Dependence on oil revenue also increased. Crude contributed 68 percent of government income in 1999, compared to 94 percent last year, when oil exports totalled 54.2 billion dollars.

Since April, the dollar on the parallel market has climbed to twice the official exchange rate of 4.30 bolívars, while in the first quarter of this year GDP fell by 5.8 percent, compared to the same period last year. Accumulated inflation to April 2010 was 11 percent, and foreign reserves were depleted by 7.8 billion dollars, down to a level of 27 billion dollars.

“The government is just pressing on with more of the same, and the rigid exchange rules will only worsen the distortions in the economy,” like unemployment, said Semtei.

Shortages of basic food items like milk, cereals, flour and meat “are going to become more acute under the new system,” said Semtei. In local shops, average stocks last no more than 45 days, partly because owners are afraid of being accused of hoarding.

According to José Manuel Puente, a professor at the Institute of Higher Administrative Studies, the soaring cost of the dollar is “an expression of serious macroeconomic imbalances,” and the exchange rate will stabilise only when these are corrected.

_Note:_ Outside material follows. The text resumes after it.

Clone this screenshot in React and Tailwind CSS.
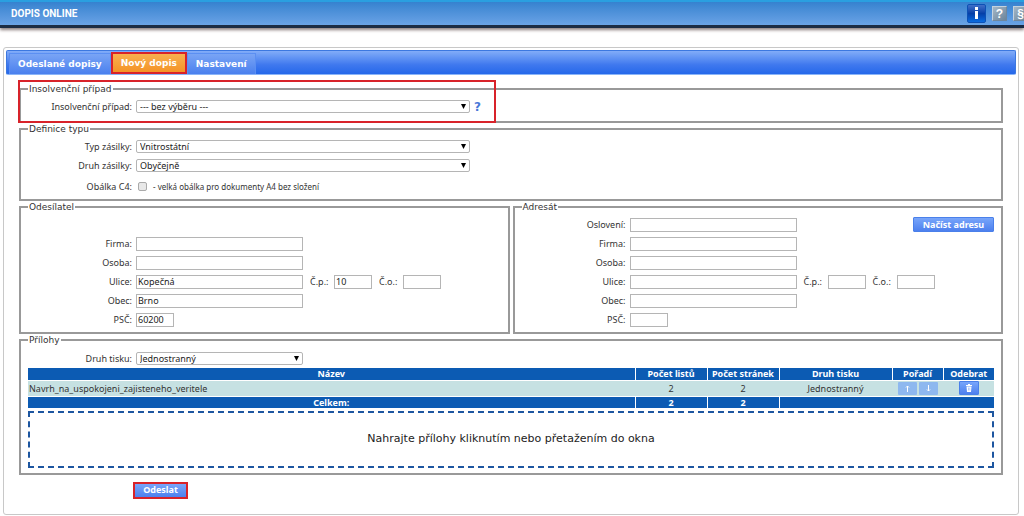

“The government is reaping the consequences of a very inexpert and ideologically dogmatic economic plan,” which heightens the perception of risk so that the dollar becomes a shelter for everyone, from small savers to companies, Puente told IPS.

The quandary is that “whatever it does, the government does not inspire confidence,” said Domingo Zavala, the head of BCV until 2007 and a renowned leftwing economist who is critical of the government.

Semtei recalled that Chávez has repeatedly said that economics is not politics, and what is important is politics, “but now economics has caught up,” just in time for the parliamentary elections due this year on Sept. 26.